From a relaxed and affable manner when recalling his playing days, he seems perplexed about both modern football and its high-earning stars.
"Football has not changed for the good since I played," Mark lamented.
"It is a different game entirely, players just want to touch the ball once and walk the ball into the net. It is all geared towards money.
"People compare Ryan Giggs with Georgie Best, which, to me, is ridiculous.
"Giggs is good, but if a player can pass the ball these days all of a sudden he is brilliant.
"There is nobody in the same class as Jimmy Greaves or Bobby Charlton today.
"All the money has cancelled out the individualism.
"The referees are so protective of players that there is no physical side whatsoever."
Mark added: "So many wingers today don't even beat the first man.
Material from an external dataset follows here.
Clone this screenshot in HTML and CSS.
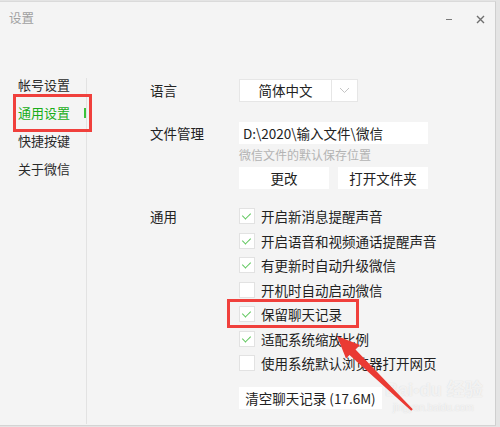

"I remember watching David Batty and Ray Wilkins and they just used to play the ball sideways.
"Lots of wingers cannot even cross the ball properly and these are fellas who are being paid £50,000 or more. It frustrates me.
"The only one I can think of who can actually cross is David Beckham."
No doubt if Mark was playing today he would be earning big money, unlike when he first started out and was being paid £14.10 a week.
His modesty only drops when he compares himself to Cristiano Ronaldo, stating: "He runs at people, tricks them and goes past them like I used to do. He is exciting."
Married to Fay, who he met at a dance club in the West End, for 52 years, father of two children and grandfather of five, Mark still likes to sit down and go through his scrapbook.
He said: "I look at it and I am satisfied with my career. I am a very happy person."
Gentleman Mark could certainly teach today's over-paid stars a thing or two about diffidence and humility.
As I speak to Mark, he tells me he is watching snooker and much prefers it to football.
Orient chairman and snooker executive Barry Hearn is a close friend and Mark worked as a minder for the stable of snooker players managed by him.
Those boxing days certainly came in handy.